Of these, only the Gaussian has support over the entire real line: The Uniform and Triangular each have compact, finite support.

For each kernel, it is necessary to provide a specification for the bandwidth, which controls the level of smoothing for a kernel denisty estimate. Generally, as bandwidth increases, more nuanced detail may tend to be smoothed over, obscuring much of the underlying structure. Later we’ll see how changing bandwidth affects the overall appearance of a kernel density estimate.

If Gaussian kernel functions are used to approximate a set of discrete data points, the optimal choice for bandwidth is:

$$ h = \left(\frac{4\hat{\sigma}^5}{3n}\right)^{\frac{1}{5}} \approx 1.06 \hat{\sigma} n^{-1/5} $$

where \({\displaystyle}{\hat{\sigma }}\) is the standard deviation of the samples. This approximation is termed the normal distribution approximation, Gaussian approximation, or Silverman’s rule of thumb 1.

Note that the most common method of assessing the optimality of a particular bandwidth selection is the mean integrated squared error. However, this post is focused on implementing kernel density estimators rather than determining an optimal bandwidth selection. Therefore, the only bandwidth evaluation we will perform will be qualitative and visual in nature.
In what follows, we demonstrate how each of the previously mentioned kernels can be implemented in Python.
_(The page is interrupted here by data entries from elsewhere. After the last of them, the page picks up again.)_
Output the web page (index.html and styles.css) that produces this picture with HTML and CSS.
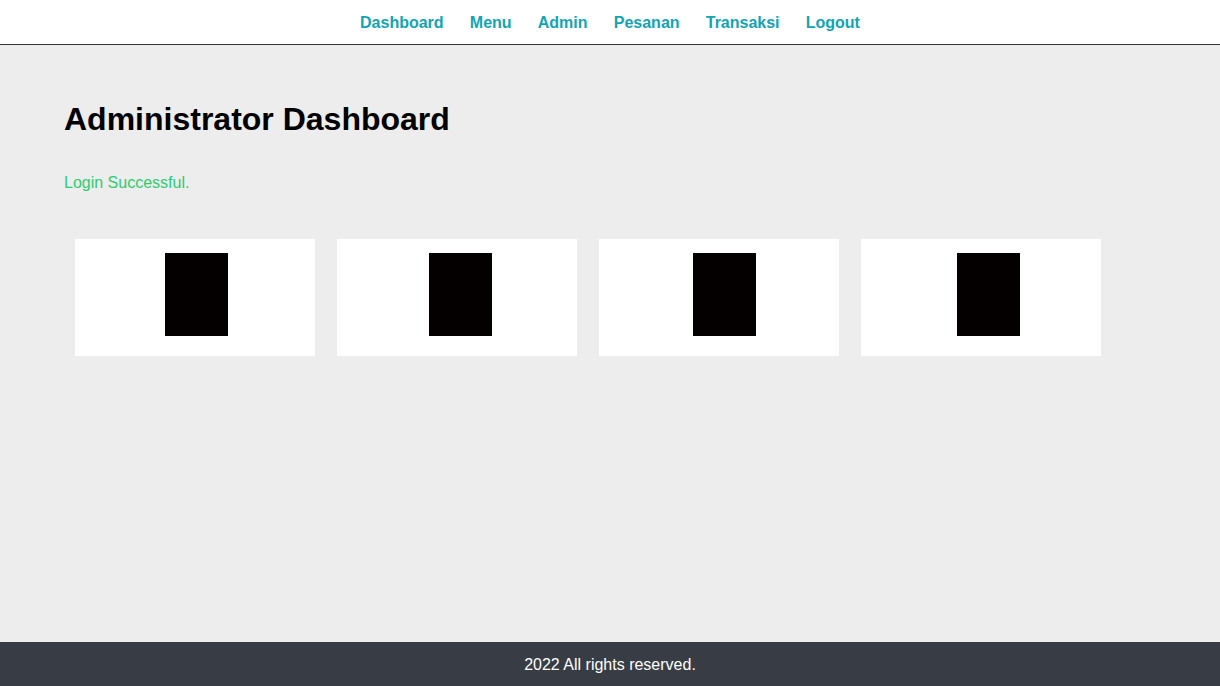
FILE: index.html
```html
<!DOCTYPE html>
<html lang="id">
<head>
<meta charset="utf-8">
<title>Administrator Dashboard</title>
<link rel="stylesheet" href="styles.css">
</head>
<body>
<header class="topnav">
  <nav class="nav-links">
    <a href="#">Dashboard</a>
    <a href="#">Menu</a>
    <a href="#">Admin</a>
    <a href="#">Pesanan</a>
    <a href="#">Transaksi</a>
    <a href="#">Logout</a>
  </nav>
</header>
<main class="content">
  <h1 class="title">Administrator Dashboard</h1>
  <p class="success">Login Successful.</p>
  <section class="cards">
    <div class="card"><div class="thumb"></div></div>
    <div class="card"><div class="thumb"></div></div>
    <div class="card"><div class="thumb"></div></div>
    <div class="card"><div class="thumb"></div></div>
  </section>
</main>
<footer class="footer">2022 All rights reserved.</footer>
</body>
</html>
```

FILE: styles.css
```css
* { box-sizing: border-box; }
html, body { margin: 0; padding: 0; }
body {
  font-family: "Liberation Sans", Arial, sans-serif;
  background: #ededed;
  min-height: 100vh;
  display: flex;
  flex-direction: column;
}
.topnav {
  background: #ffffff;
  height: 45px;
  border-bottom: 1px solid #333333;
  display: flex;
  justify-content: center;
  align-items: flex-start;
}
.nav-links {
  display: flex;
  gap: 26.2px;
  padding-top: 14px;
}
.nav-links a {
  color: #12a4b4;
  font-weight: bold;
  font-size: 16px;
  text-decoration: none;
  line-height: 18px;
}
.content {
  flex: 1;
  padding: 56px 64px 0 64px;
}
.title {
  margin: 0;
  font-size: 32px;
  font-weight: bold;
  color: #000;
  line-height: 37px;
}
.success {
  margin: 36px 0 0 0;
  color: #2ecc71;
  font-size: 16px;
  line-height: 18px;
}
.cards {
  display: flex;
  margin-top: 47px;
}
.card {
  width: 22%;
  margin: 0 1%;
  background: #ffffff;
  height: 117px;
  display: flex;
  justify-content: flex-start;
  padding-top: 14px;
  padding-left: 90px;
}
.card:nth-child(2) { padding-left: 92px; }
.card:nth-child(3) { padding-left: 94px; }
.card:nth-child(4) { padding-left: 96px; }
.thumb {
  width: 63px;
  height: 83px;
  background: #050000;
}
.footer {
  background: #383c45;
  color: #ffffff;
  height: 44px;
  padding-top: 2px;
  display: flex;
  align-items: center;
  justify-content: center;
  font-size: 16px;
}
```
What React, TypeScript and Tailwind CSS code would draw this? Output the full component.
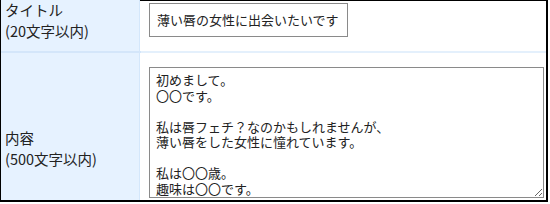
import React from "react";

const body = `初めまして。
〇〇です。

私は唇フェチ？なのかもしれませんが、
薄い唇をした女性に憧れています。

私は〇〇歳。
趣味は〇〇です。`;

const font = { fontFamily: '"Noto Sans CJK JP", "Noto Sans", sans-serif' };

export default function App() {
  return (
    <div className="w-[550px] h-[204px] bg-white" style={font}>
      <div className="w-[548px] h-[202px] border-l border-r-2 border-b-2 border-black flex flex-col text-[#222]">
        {/* タイトル */}
        <div className="flex h-[51px]">
          <div className="w-[139px] bg-[#e6f2ff] border-r border-[#d4e7fb] pl-[4px] text-[14.5px] leading-[21px] -mt-[1px]">
            <div>タイトル</div>
            <div>(20文字以内)</div>
          </div>
          <div className="flex-1 border-t border-black pl-[9px] pt-[2px]">
            <div className="w-[199px] h-[34px] border border-[#8a8a8a] px-[7px] text-[13px] leading-[32px] whitespace-nowrap">
              薄い唇の女性に出会いたいです
            </div>
          </div>
        </div>
        <div className="h-[2px] flex">
          <div className="w-[140px] bg-[#d4e6fa]" />
          <div className="flex-1 bg-[#e4f0fc]" />
        </div>
        {/* 内容 */}
        <div className="flex flex-1">
          <div className="w-[139px] bg-[#e6f2ff] border-r border-[#d4e7fb] pl-[4px] pt-[74px] text-[14.5px] leading-[21px]">
            <div>内容</div>
            <div>(500文字以内)</div>
          </div>
          <div className="flex-1 pl-[9px] pt-[14px]">
            <textarea
              readOnly
              defaultValue={body}
              className="block w-[395px] h-[131px] border border-[#8a8a8a] px-[6px] pt-[4px] text-[13px] leading-[15.5px] text-[#222] outline-none resize-y overflow-hidden"
              style={font}
            />
          </div>
        </div>
      </div>
    </div>
  );
}
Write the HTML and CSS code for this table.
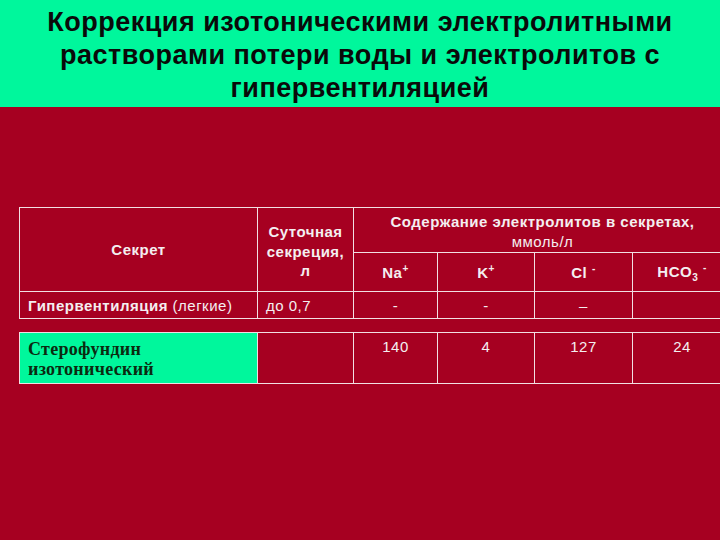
FILE: index.html
```html
<!DOCTYPE html>
<html lang="ru">
<head>
<meta charset="utf-8">
<link rel="stylesheet" href="styles.css">
</head>
<body>
<header class="title">
  <h1>Коррекция изотоническими электролитными растворами потери воды и электролитов с гипервентиляцией</h1>
</header>
<main class="content">
  <table class="grid top">
    <colgroup>
      <col class="c1"><col class="c2"><col class="c3"><col class="c4"><col class="c5"><col class="c6">
    </colgroup>
    <tr class="h1">
      <th rowspan="2" class="b">Секрет</th>
      <th rowspan="2" class="b daily">Суточная секреция, л</th>
      <th colspan="4" class="group"><span class="b">Содержание электролитов в секретах,</span><br><span class="n">ммоль/л</span></th>
    </tr>
    <tr class="h2">
      <th class="b ion">Na<sup>+</sup></th>
      <th class="b ion">K<sup>+</sup></th>
      <th class="b ion">Cl <sup>-</sup></th>
      <th class="b ion">HCO<sub>3</sub> <sup>-</sup></th>
    </tr>
    <tr class="r1">
      <td class="left"><span class="b">Гипервентиляция</span> (легкие)</td>
      <td class="left">до 0,7</td>
      <td>-</td>
      <td>-</td>
      <td>–</td>
      <td></td>
    </tr>
  </table>
  <table class="grid bottom">
    <colgroup>
      <col class="c1"><col class="c2"><col class="c3"><col class="c4"><col class="c5"><col class="c6">
    </colgroup>
    <tr class="r2">
      <td class="drug">Стерофундин изотонический</td>
      <td></td>
      <td>140</td>
      <td>4</td>
      <td>127</td>
      <td>24</td>
    </tr>
  </table>
</main>
</body>
</html>
```
FILE: styles.css
```css
html, body {
  margin: 0;
  padding: 0;
}
body {
  width: 720px;
  height: 540px;
  overflow: hidden;
  background: #a60021;
  font-family: "Liberation Sans", Arial, sans-serif;
  color: #f4eef0;
}
.title {
  background: #00f79c;
  height: 107px;
  box-sizing: border-box;
  padding-top: 6px;
}
.title h1 {
  margin: 0 auto;
  width: 680px;
  text-align: center;
  font-size: 27px;
  line-height: 33px;
  letter-spacing: 0.5px;
  font-weight: bold;
  color: #0a0a0a;
}
.content {
  padding: 100px 0 0 19px;
}
.grid {
  border-collapse: collapse;
  table-layout: fixed;
  width: 712px;
  font-size: 15px;
  letter-spacing: 0.5px;
}
.grid col.c1 { width: 238px; }
.grid col.c2 { width: 96px; }
.grid col.c3 { width: 84px; }
.grid col.c4 { width: 97px; }
.grid col.c5 { width: 98px; }
.grid col.c6 { width: 99px; }
.grid th, .grid td {
  border: 1px solid #f2dfe3;
  padding: 0;
  text-align: center;
  vertical-align: middle;
}
.b { font-weight: bold; }
.n { font-weight: normal; }
th { font-weight: normal; }
.h1 { height: 45px; }
.h1 th { line-height: 20px; }
.h1 th.daily { padding: 4px 2px 0 2px; line-height: 19.5px; }
.h1 th.group { vertical-align: top; padding-top: 4px; }
.h2 { height: 39px; }
.ion { padding-top: 2px; }
.ion sup, .ion sub { font-size: 10px; }
.r1 { height: 27px; }
.r1 td { padding-top: 1px; }
.grid td.left { text-align: left; padding-left: 8px; }
.bottom { margin-top: 13px; }
.r2 { height: 51px; }
.r2 td { vertical-align: top; padding-top: 5px; line-height: 18px; }
.r2 td.drug {
  background: #00f79c;
  color: #0b2a10;
  font-family: "Liberation Serif", "Times New Roman", serif;
  font-weight: bold;
  font-size: 18px;
  line-height: 20px;
  letter-spacing: 0.3px;
  text-align: left;
  padding: 6px 8px 4px 8px;
}
```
For each kernel, we’ll construct a function that takes for arguments 1) the data point of interest, and 2) a bandwidth specification. We begin with the specification for the uniform kernel density.

Uniform Kernel

The uniform kernel density estimator is given by:

$$ k_{x_{i}}(x) = \begin{cases} \frac{1}{2b}, & x_{i} -b \leq x \leq x_{i} + b \\ 0, & \text{otherwise} \end{cases} $$



For the uniform kernel distribution function we have:

$$ K_{x_{i}}(x) = \begin{cases} \frac{x - (x_{i} - b)}{2b}, & x_{i} -b \leq x \leq x_{i} + b \\ 1, & x \gt x_{i} + b \end{cases} $$


Translating these specifications into Python results in the following:

# ============================================
# Uniform Kernel PDF & CDF                   |
# ============================================

def uniform_pdf(x_i, bandwidth):
    """Return uniform kernel density estimator."""
    lowerb = (x_i - bandwidth)
    upperb = (x_i + bandwidth)
    def evaluate(x):
        """Evaluate x."""
        if  x<=lowerb: pdf=0
        elif x>upperb: pdf=0
        else: pdf=(1/(2*bandwidth))
        return(pdf)
    return(evaluate)



def uniform_cdf(x_i, bandwidth):
    """Return uniform kernel distribution estimator."""
    lowerb = (x_i - bandwidth)
    upperb = (x_i + bandwidth)
    def evaluate(x):
        """Evaluate x."""
        if  x<=lowerb: cdf=0
        elif x>upperb: cdf=1
        else: cdf=((x - (x_i - bandwidth))/2*bandwidth)
        return(cdf)
    return(evaluate)



Note that uniform_pdf is a closure: When called, it returns a function, which can then be passed an arbitrary input. The kernel density estimate of the input will be returned, and when combined with the kernel density estimators for all other points in the dataset of interest, we obtain a rough estimate of the distribution’s underlying density.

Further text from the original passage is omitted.